Lemma 5: The product of a reflection and a fourfold rotoreflection of axis lying on the reflection plane is a twofold rotation perpendicular to the fourfold rotoreflection and making a 45-degree angle with the reflection plane. (This is obviously related to Lemma 4.)

Cube [only]: (16)(2354)*(25) = (16)(24)(35), (23)(45)*(16)(2354) = (16)(34)

Lemma 6: The product of a reflection and a fourfold rotoreflection of axis perpendicular to the reflection plane is a fourfold rotation about the fourfold rotoreflection axis. (This almost follows from the definition, taking into account that, in the cube, the two reflection planes involved are one and the same.)

Cube [only]: (16)(2354)*(16) = (2354)

Lemma 7: The product of a reflection and a twofold rotation of axis lying on it is a new reflection perpendicular to the original reflection and containing the twofold rotation axis. (This is an easy consequence of the product of two perpendicular reflections being a twofold rotation along the intersection.)

Cube: (25)*(25)(34) = (34), (23)(45)*(25)(34) = (24)(35), (23)(45)*(16)(23)(45) = (16)

Icosahedron: (AK)(BJ)(CF)(DI)(EH)(GL)*(AK)(CG)(DI)(FL) = (BJ)(CL)(EH)(FG), (AK)(BJ)(CF)(DI)(EH)(GL)*(BJ)(CL)(EH)(FG) = (AK)(CG)(DI)(FL)

Lemma 8: The product of a reflection with a twofold rotation making a 45-degree with it is a fourfold rotoreflection of axis perpendicular to the rotation axis and lying on the reflection plane. (This is closely related to Lemmas 4 and 5.)

Cube [only]: (25)(34)*(13)(46) = (1463)(25), (16)(23)(45)*(34) = (16)(2354)

Lemma 9: The product of a reflection and a sixfold rotoreflection of axis lying on the reflection plane is a twofold rotation perpendicular to the sixfold rotoreflection and making a 30-degree angle with the reflection.

Cube: (23)(45)*(153624) = (14)(25)(36)

Icosahedron: (AG)(DL)(HK)(IJ)*(AEGDBL)(CKJFIH) = (AE)(BD)(CH)(FJ)(GL)(IK)
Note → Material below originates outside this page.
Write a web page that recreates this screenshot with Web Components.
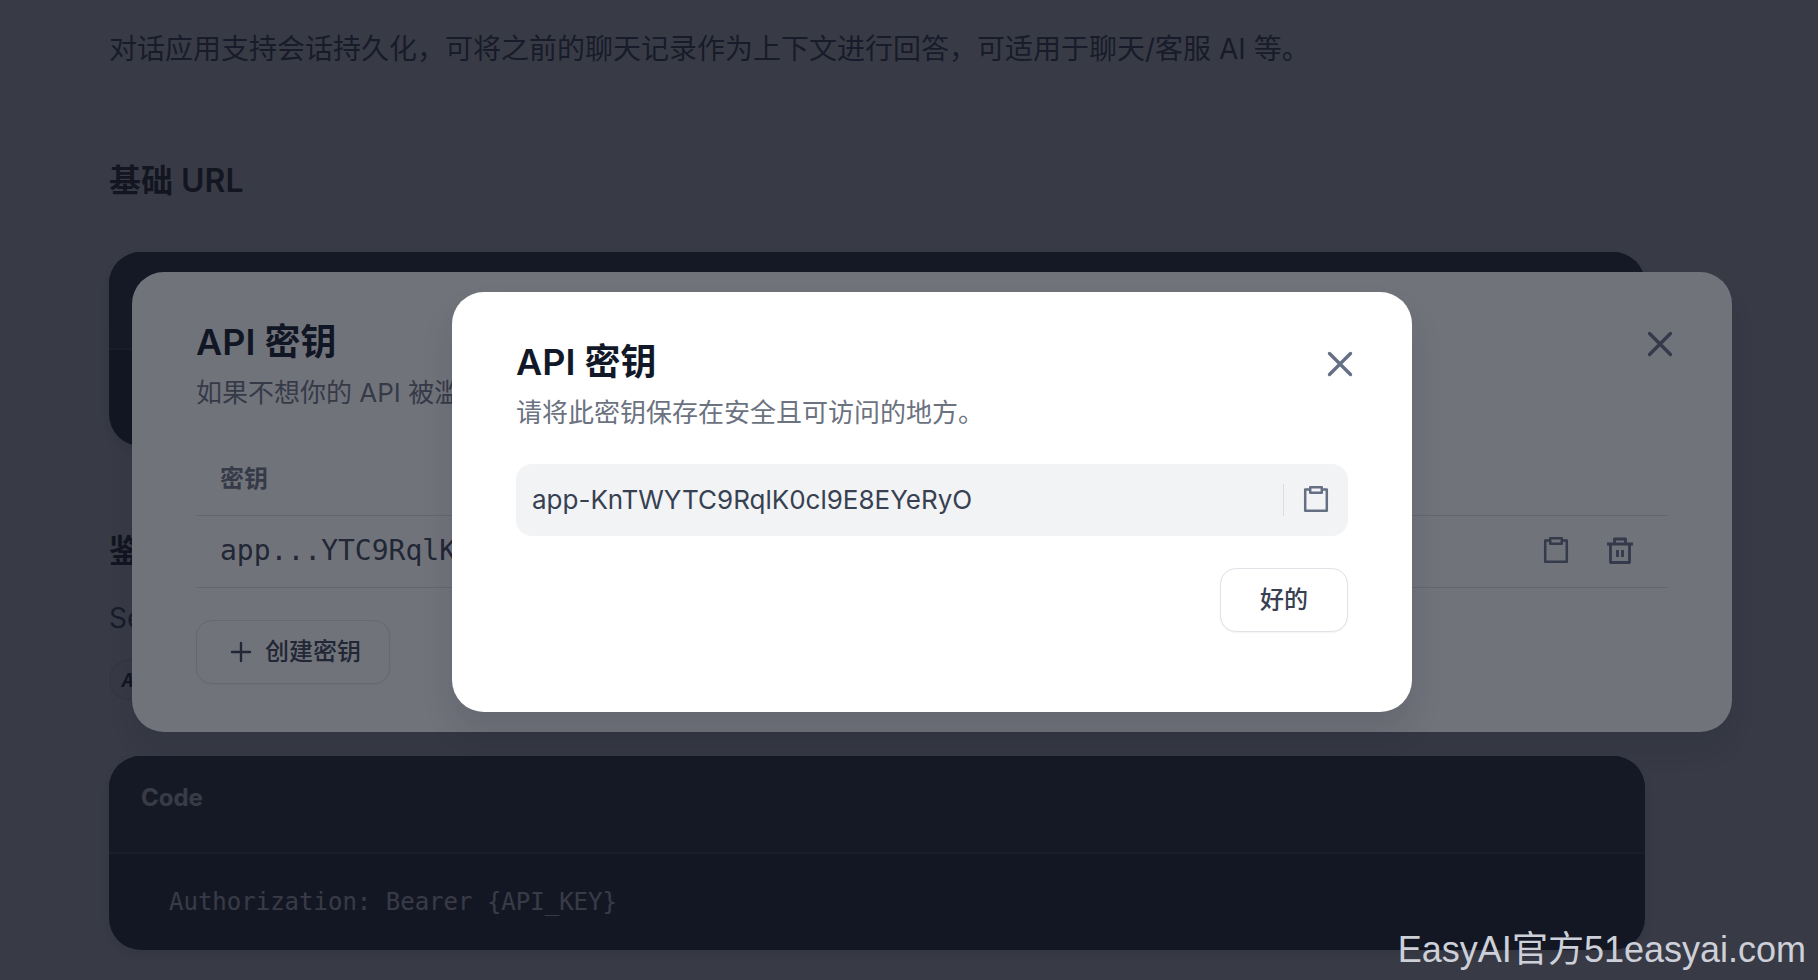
<!DOCTYPE html>
<html lang="zh-CN">
<head>
<meta charset="utf-8">
<meta name="viewport" content="width=device-width, initial-scale=1">
<title>API 密钥</title>
<style>
  body {
    margin: 0;
    background: #fff;
    color: #3b3b4c;
    font-family: Inter, "Noto Sans CJK SC", sans-serif;
    font-size: 28px;
  }
</style>
</head>
<body>
<api-app></api-app>

<template id="ui-icon">
  <style>
    :host { display: inline-flex; width: 32px; height: 32px; flex: none; }
    svg { width: 100%; height: 100%; fill: none; stroke: currentColor; stroke-width: 2; }
  </style>
  <svg viewBox="0 0 32 32" aria-hidden="true"></svg>
</template>

<template id="ui-button">
  <style>
    :host { display: inline-flex; }
    button {
      display: flex; align-items: center; justify-content: center; gap: 8px;
      min-width: 128px; height: 64px; padding: 0 28px; box-sizing: border-box;
      border: 1px solid #e0e2e7; border-radius: 16px; background: #fff;
      color: #374151; font: 500 24px/32px Inter, "Noto Sans CJK SC", sans-serif;
      box-shadow: 0 1px 2px rgba(17, 24, 39, .05);
    }
  </style>
  <button type="button"><slot></slot></button>
</template>

<template id="icon-button">
  <style>
    :host { display: inline-flex; }
    button {
      display: flex; padding: 0; border: 0; background: none; color: #667085;
    }
  </style>
  <button type="button"><slot></slot></button>
</template>

<template id="code-card">
  <style>
    :host {
      display: block; border-radius: 32px; overflow: hidden; background: #18202a;
      box-shadow: 0 4px 12px rgba(17, 24, 39, .15);
    }
    header {
      height: 98px; padding: 26px 32px; box-sizing: border-box;
      border-bottom: 2px solid #3c4450; background: #28303a;
      color: #fff; font-size: 24px; line-height: 32px; font-weight: 700;
    }
    pre {
      margin: 0; height: 96px; padding: 30px 60px; box-sizing: border-box;
      color: #fff; font: 24px/36px "DejaVu Sans Mono", monospace;
    }
  </style>
  <header>Code</header>
  <pre><slot></slot></pre>
</template>

<template id="doc-page">
  <style>
    :host { display: block; padding: 24px 173px 30px 109px; }
    p { margin: 0; line-height: 40px; }
    .intro { line-height: 50px; margin-bottom: 86px; }
    h2 { margin: 0 0 50px; font-size: 32px; line-height: 42px; font-weight: 600; color: #18181b; }
    h2.auth { margin: 84px 0 26px; }
    .badge { margin: 22px 0 56px; display: flex; }
    code {
      box-sizing: border-box; height: 40px; padding: 0 12px; border: 1px solid #d4d4d8;
      border-radius: 20px; background: #fafafa; color: #18181b;
      font: italic 700 20px/38px "DejaVu Sans Mono", monospace;
    }
  </style>
  <p class="intro">对话应用支持会话持久化，可将之前的聊天记录作为上下文进行回答，可适用于聊天/客服 AI 等。</p>
  <h2>基础 URL</h2>
  <code-card></code-card>
  <h2 class="auth">鉴权</h2>
  <p>Service API</p>
  <p class="badge"><code>API-Key</code></p>
  <code-card>Authorization: Bearer {API_KEY}</code-card>
</template>

<template id="modal-dialog">
  <style>
    :host {
      position: absolute; inset: 0; box-sizing: border-box; padding: 24px 86px 0 132px;
      display: grid; align-items: center; justify-items: center;
      background: rgba(18, 22, 35, .6);
    }
    section {
      width: 100%; max-width: var(--modal-width, 1600px); box-sizing: border-box;
      padding: 48px 64px; border-radius: 32px; background: #fff;
      box-shadow: 0 20px 32px rgba(17, 24, 39, .12);
    }
    header { display: flex; justify-content: space-between; align-items: flex-start; height: 48px; margin-right: -8px; }
    icon-button { align-self: center; }
    h1 { margin: 0; font-size: 36px; line-height: 44px; font-weight: 600; color: #111827; }
    p { margin: 4px 0 0; font-size: 26px; line-height: 42px; color: #6b7280; }
  </style>
  <section role="dialog" aria-labelledby="title">
    <header>
      <h1 id="title">API 密钥</h1>
      <icon-button label="关闭"><ui-icon name="close"></ui-icon></icon-button>
    </header>
    <p><slot name="description"></slot></p>
    <slot></slot>
  </section>
</template>

<template id="key-list">
  <style>
    :host { display: block; margin-top: 28px; }
    table { width: 100%; border-collapse: collapse; margin-bottom: 32px; }
    th, td { height: 72px; padding: 0 24px; text-align: left; box-sizing: border-box; border-bottom: 1px solid #dfe1e6; }
    th { height: 73px; font-size: 24px; line-height: 32px; font-weight: 600; color: #6b7280; }
    td { font: 28px/40px "DejaVu Sans Mono", monospace; color: #374151; }
    .actions { display: flex; justify-content: flex-end; gap: 32px; padding-right: 8px; }
  </style>
  <table>
    <thead><tr><th scope="col">密钥</th><th></th></tr></thead>
    <tbody>
      <tr>
        <td>app...YTC9RqlK0cl9E8EYeRyO</td>
        <td>
          <div class="actions">
            <icon-button label="复制"><ui-icon name="clipboard"></ui-icon></icon-button>
            <icon-button label="删除"><ui-icon name="trash"></ui-icon></icon-button>
          </div>
        </td>
      </tr>
    </tbody>
  </table>
  <ui-button><ui-icon name="plus"></ui-icon>创建密钥</ui-button>
</template>

<template id="new-key">
  <style>
    :host { display: block; margin: 30px 0 32px; }
    .field { display: flex; align-items: center; height: 72px; padding: 0 16px; box-sizing: border-box; border-radius: 16px; background: #f2f3f5; }
    input {
      flex: 1; min-width: 0; padding: 0; border: 0; outline: 0; background: none;
      color: #374151; font: 26px/40px Inter, "Noto Sans CJK SC", sans-serif;
    }
    .rule { width: 1px; height: 32px; margin-right: 16px; background: #d9dee5; }
    footer { display: flex; justify-content: flex-end; margin-top: 32px; }
  </style>
  <div class="field">
    <input type="text" readonly aria-label="API 密钥" value="app-KnTWYTC9RqlK0cl9E8EYeRyO">
    <span class="rule"></span>
    <icon-button label="复制"><ui-icon name="clipboard"></ui-icon></icon-button>
  </div>
  <footer><ui-button>好的</ui-button></footer>
</template>

<template id="site-mark">
  <style>
    :host {
      position: absolute; right: 12px; bottom: 6px;
      color: #cdd0d8; font: 36px/48px "Liberation Sans", "Noto Sans CJK SC", sans-serif;
    }
  </style>
  <slot></slot>
</template>

<template id="api-app">
  <style>
    :host { display: block; position: relative; min-height: 100vh; overflow: hidden; }
    .small { --modal-width: 960px; }
  </style>
  <doc-page></doc-page>
  <modal-dialog>
    <span slot="description">如果不想你的 API 被滥用</span>
    <key-list></key-list>
  </modal-dialog>
  <modal-dialog class="small">
    <span slot="description">请将此密钥保存在安全且可访问的地方。</span>
    <new-key></new-key>
  </modal-dialog>
  <site-mark>EasyAI官方51easyai.com</site-mark>
</template>

<script>
  class TemplateElement extends HTMLElement {
    constructor() {
      super();
      const template = document.getElementById(this.localName);
      this.attachShadow({ mode: "open" }).append(template.content.cloneNode(true));
    }
  }

  const ICONS = {
    close: '<path d="M5.500 5.500 26.500 26.500M26.500 5.500 5.500 26.500" stroke-width="3.400" stroke-linecap="round"/>',
    plus: '<path d="M16 7V25M7 16H25" stroke-width="2.400" stroke-linecap="round"/>',
    clipboard: '<path d="M10 5.500H5.200V26.800H26.800V5.500H22" stroke-width="2.500" stroke-linejoin="round"/><path d="M10.200 3.200H21.800V8.800H10.200Z" stroke-width="2.500" stroke-linejoin="round"/>',
    trash: '<path d="M3 9H29M6.500 9V27.500H25.500V9M10.500 9V4H21.500V9M13.500 15V22M18.500 15V22" stroke-width="2.800" stroke-linejoin="round"/>'
  };

  class UiIcon extends TemplateElement {
    connectedCallback() {
      this.shadowRoot.querySelector("svg").innerHTML = ICONS[this.getAttribute("name")];
    }
  }

  class IconButton extends TemplateElement {
    connectedCallback() {
      this.shadowRoot.querySelector("button").setAttribute("aria-label", this.getAttribute("label"));
    }
  }

  customElements.define("ui-icon", UiIcon);
  customElements.define("icon-button", IconButton);
  for (const name of ["ui-button", "code-card", "doc-page", "modal-dialog", "key-list", "new-key", "site-mark", "api-app"]) {
    customElements.define(name, class extends TemplateElement {});
  }
</script>
</body>
</html>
Lemma 10: The product of a sixfold rotoreflection and a twofold rotation perpendicular to each other is a reflection containing the sixfold rotoreflection and making a 30-degree angle with the twofold rotation. (This is closely related to Lemma 9.)

Cube: (14)(25)(36)*(153624) = (12)(56)

Icosahedron: (AE)(BD)(CH)(FJ)(GL)(IK)*(AEGDBL)(CKJFIH) = (BG)(CI)(EL)(FK)

Lemma 11: The product of a fourfold rotation and a twofold rotation perpendicular to each other is a twofold rotation perpendicular to the fourfold rotation and making a 45-degree angle with the twofold rotation.

Cube [only]: (2354)*(16)(23)(45) = (16)(25), (2354)*(16)(25) = (16)(24)(35)

Lemma 12: The product of a fourfold rotation and a reflection containing it is another reflection making a 45-degree angle with the initial reflection and containing the fourfold rotation.

Cube [only]: (2354)*(24)(35) = (34), (2354)*(25) = (24)(35)

Lemma 13: The product of two perpendicular fourfold rotations is a threefold rotation.

Cube [only]: (2354)*(1463) = (123)(465)

Lemma 14: The product of a reflection and a tenfold rotoreflection of axis lying on the reflection plane is a twofold rotation perpendicular to the tenfold rotoreflection and making an 18-degree angle with the reflection.